• _TASK DIRECTIONS_
Within the listing below, locate all lines containing the word "this". Copy each one.

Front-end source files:
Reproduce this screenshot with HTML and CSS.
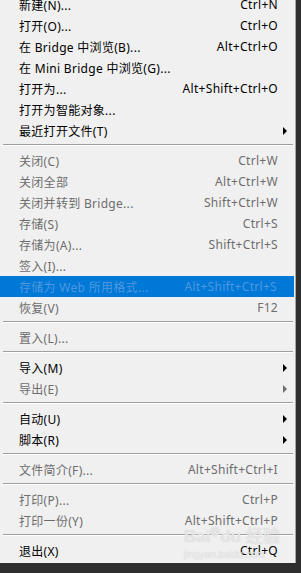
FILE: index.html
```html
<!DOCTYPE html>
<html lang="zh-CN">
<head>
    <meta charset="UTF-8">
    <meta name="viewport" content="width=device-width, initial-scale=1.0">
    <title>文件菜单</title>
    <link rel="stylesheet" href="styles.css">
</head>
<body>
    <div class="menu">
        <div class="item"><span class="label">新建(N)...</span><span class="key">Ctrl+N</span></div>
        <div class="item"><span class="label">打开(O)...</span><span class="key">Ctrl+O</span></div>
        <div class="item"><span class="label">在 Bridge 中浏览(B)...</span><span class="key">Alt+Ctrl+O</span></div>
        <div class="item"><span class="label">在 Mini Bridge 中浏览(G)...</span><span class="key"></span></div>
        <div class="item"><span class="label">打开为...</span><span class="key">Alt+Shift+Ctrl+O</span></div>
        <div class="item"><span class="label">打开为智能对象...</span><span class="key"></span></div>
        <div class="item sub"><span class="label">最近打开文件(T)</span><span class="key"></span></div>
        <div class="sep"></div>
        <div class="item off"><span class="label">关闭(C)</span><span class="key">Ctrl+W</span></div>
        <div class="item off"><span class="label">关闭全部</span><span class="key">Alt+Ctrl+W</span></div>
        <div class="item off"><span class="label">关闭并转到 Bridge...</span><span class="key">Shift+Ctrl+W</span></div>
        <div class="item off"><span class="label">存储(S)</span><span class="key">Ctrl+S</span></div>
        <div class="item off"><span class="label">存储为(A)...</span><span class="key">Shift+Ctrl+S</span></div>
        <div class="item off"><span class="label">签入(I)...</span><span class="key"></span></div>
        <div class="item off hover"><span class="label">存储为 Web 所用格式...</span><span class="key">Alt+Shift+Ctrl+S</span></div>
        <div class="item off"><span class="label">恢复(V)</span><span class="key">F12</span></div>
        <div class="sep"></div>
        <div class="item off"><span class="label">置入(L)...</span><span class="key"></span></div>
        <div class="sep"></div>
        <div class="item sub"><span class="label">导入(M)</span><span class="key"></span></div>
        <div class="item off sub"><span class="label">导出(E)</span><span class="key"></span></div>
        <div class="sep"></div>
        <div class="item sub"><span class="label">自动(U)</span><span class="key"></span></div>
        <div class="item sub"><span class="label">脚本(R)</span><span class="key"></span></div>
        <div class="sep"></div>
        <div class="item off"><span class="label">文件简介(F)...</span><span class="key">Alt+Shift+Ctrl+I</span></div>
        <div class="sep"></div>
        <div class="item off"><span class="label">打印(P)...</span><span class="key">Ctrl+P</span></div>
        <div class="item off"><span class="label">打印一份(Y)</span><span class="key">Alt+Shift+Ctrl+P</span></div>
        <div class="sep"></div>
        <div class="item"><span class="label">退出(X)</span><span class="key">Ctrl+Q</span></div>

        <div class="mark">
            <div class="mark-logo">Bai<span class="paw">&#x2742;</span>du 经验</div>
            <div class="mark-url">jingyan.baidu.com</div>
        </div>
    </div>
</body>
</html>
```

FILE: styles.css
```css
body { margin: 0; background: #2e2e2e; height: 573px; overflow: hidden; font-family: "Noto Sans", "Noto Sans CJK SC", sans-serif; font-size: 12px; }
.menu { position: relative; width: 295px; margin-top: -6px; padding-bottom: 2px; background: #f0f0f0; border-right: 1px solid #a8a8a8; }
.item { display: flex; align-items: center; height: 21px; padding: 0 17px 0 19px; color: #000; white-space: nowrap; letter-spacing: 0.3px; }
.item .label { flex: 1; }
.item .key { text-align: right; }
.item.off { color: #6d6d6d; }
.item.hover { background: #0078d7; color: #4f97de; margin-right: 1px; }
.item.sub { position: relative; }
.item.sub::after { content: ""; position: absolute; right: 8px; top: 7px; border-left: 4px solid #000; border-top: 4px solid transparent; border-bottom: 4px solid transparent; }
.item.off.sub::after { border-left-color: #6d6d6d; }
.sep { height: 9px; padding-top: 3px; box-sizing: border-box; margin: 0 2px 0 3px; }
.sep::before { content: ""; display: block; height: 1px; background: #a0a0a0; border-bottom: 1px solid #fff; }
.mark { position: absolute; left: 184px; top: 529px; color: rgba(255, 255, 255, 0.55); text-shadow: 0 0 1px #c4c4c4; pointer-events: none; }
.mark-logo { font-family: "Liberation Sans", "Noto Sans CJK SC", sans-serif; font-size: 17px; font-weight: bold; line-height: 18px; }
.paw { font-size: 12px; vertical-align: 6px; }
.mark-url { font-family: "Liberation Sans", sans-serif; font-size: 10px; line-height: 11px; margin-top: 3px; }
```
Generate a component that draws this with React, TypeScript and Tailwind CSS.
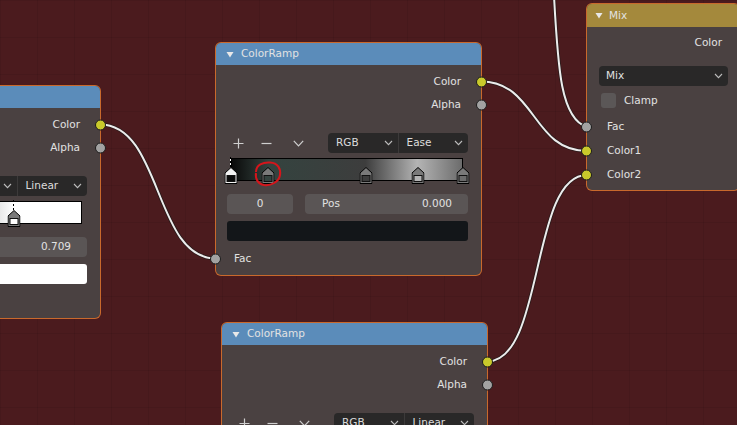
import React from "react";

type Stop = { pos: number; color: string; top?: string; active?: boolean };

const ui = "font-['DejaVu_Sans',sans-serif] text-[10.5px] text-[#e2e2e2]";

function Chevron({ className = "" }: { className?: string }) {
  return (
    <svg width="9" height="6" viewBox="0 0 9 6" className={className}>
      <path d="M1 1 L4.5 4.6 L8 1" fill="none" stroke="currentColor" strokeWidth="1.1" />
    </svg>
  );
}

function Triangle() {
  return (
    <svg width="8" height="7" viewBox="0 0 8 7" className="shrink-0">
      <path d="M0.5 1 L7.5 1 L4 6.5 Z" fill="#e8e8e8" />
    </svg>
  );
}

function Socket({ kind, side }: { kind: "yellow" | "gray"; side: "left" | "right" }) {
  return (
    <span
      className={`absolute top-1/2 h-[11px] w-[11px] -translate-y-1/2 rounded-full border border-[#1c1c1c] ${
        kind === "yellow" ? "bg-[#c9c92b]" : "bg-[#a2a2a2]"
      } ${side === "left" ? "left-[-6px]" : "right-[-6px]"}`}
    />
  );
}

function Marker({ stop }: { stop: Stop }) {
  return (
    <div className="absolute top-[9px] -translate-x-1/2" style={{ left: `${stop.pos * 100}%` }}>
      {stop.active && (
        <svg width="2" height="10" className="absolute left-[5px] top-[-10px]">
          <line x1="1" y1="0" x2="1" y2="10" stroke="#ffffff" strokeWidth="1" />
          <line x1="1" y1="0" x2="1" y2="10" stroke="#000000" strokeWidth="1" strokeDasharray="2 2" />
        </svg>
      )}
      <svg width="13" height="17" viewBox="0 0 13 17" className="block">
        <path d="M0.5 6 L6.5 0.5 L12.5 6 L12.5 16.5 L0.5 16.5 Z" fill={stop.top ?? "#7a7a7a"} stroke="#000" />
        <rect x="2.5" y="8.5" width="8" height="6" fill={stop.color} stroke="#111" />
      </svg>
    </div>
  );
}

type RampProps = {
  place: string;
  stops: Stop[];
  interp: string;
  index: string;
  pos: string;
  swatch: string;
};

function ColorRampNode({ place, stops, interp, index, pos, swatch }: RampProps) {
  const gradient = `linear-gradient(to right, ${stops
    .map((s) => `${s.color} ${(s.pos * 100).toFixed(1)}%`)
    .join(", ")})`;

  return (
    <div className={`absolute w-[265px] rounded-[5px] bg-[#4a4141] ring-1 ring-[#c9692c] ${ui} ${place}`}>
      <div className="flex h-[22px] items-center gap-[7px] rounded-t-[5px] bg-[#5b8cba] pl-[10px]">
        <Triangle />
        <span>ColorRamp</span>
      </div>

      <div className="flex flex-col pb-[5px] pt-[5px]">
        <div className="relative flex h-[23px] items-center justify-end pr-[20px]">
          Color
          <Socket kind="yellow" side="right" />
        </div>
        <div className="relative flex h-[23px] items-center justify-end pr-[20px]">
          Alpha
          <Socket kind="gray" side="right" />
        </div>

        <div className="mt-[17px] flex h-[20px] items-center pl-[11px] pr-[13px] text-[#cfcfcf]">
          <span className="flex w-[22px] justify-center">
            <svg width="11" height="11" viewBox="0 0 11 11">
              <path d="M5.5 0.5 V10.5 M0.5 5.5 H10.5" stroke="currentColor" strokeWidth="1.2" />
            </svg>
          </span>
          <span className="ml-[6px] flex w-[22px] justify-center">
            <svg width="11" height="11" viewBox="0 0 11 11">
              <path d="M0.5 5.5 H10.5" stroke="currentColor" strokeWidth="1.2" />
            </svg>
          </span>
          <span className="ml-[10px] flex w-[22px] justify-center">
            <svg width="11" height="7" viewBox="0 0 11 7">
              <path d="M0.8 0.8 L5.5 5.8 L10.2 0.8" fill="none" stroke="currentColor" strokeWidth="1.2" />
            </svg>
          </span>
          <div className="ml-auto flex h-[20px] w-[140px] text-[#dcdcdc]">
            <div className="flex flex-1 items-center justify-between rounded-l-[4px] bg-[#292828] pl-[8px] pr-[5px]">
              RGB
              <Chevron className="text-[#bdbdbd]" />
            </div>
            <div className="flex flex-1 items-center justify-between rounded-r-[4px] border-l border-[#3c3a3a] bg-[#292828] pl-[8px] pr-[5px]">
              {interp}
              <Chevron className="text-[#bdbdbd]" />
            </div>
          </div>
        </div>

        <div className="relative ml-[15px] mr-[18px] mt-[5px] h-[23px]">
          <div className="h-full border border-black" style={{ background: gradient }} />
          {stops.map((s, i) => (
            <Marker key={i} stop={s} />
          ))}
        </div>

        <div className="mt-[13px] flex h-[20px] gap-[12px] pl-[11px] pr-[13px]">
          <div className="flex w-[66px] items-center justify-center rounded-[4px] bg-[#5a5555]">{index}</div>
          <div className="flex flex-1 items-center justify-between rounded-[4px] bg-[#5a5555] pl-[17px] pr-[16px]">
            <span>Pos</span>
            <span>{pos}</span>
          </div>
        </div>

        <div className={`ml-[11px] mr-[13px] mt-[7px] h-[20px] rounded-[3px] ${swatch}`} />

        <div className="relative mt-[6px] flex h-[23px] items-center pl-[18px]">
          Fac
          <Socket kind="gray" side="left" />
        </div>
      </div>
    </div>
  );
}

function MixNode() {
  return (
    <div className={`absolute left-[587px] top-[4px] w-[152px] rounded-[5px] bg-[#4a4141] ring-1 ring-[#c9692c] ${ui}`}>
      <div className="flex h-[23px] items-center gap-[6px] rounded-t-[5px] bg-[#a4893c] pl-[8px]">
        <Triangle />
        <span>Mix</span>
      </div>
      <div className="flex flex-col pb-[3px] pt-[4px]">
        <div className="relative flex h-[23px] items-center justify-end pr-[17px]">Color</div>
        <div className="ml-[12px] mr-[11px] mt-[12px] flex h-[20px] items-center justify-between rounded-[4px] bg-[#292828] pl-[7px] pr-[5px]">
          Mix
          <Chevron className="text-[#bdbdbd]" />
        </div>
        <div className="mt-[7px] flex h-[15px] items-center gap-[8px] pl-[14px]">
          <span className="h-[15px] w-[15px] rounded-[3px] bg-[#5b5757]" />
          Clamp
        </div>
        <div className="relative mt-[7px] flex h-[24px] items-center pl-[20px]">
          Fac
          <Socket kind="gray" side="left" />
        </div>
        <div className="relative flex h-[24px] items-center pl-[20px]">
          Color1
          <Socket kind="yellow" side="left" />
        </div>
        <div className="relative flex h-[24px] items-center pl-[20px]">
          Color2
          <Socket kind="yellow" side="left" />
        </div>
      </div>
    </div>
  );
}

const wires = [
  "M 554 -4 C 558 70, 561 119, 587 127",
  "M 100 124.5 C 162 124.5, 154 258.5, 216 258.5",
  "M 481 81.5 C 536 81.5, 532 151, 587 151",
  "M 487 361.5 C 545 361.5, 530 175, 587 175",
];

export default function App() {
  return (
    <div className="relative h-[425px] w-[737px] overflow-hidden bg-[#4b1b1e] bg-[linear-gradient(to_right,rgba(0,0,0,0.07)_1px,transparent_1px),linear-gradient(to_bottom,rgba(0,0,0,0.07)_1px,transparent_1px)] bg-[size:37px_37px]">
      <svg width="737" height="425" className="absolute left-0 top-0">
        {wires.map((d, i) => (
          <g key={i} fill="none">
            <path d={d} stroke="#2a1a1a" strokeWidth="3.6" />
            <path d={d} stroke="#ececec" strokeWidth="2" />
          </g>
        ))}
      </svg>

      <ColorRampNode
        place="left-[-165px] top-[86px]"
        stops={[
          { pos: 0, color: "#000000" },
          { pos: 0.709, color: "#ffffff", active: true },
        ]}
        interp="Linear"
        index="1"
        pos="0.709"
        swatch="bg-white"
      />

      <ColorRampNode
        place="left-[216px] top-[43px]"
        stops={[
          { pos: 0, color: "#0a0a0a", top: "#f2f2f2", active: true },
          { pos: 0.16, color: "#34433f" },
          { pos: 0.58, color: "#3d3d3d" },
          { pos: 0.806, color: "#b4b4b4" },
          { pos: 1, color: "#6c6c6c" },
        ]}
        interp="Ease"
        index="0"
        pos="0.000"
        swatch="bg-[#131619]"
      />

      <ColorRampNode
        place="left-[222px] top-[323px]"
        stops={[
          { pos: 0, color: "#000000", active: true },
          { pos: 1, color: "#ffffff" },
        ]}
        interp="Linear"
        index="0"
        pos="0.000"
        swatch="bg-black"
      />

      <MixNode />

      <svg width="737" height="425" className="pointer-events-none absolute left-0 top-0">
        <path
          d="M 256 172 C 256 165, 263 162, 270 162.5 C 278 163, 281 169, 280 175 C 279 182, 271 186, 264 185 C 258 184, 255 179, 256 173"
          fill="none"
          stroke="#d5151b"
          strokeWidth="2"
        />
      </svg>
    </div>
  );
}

• _THE ANSWER_
Reproduce this screenshot with HTML and CSS.
Generate a component that draws this with React, TypeScript and Tailwind CSS.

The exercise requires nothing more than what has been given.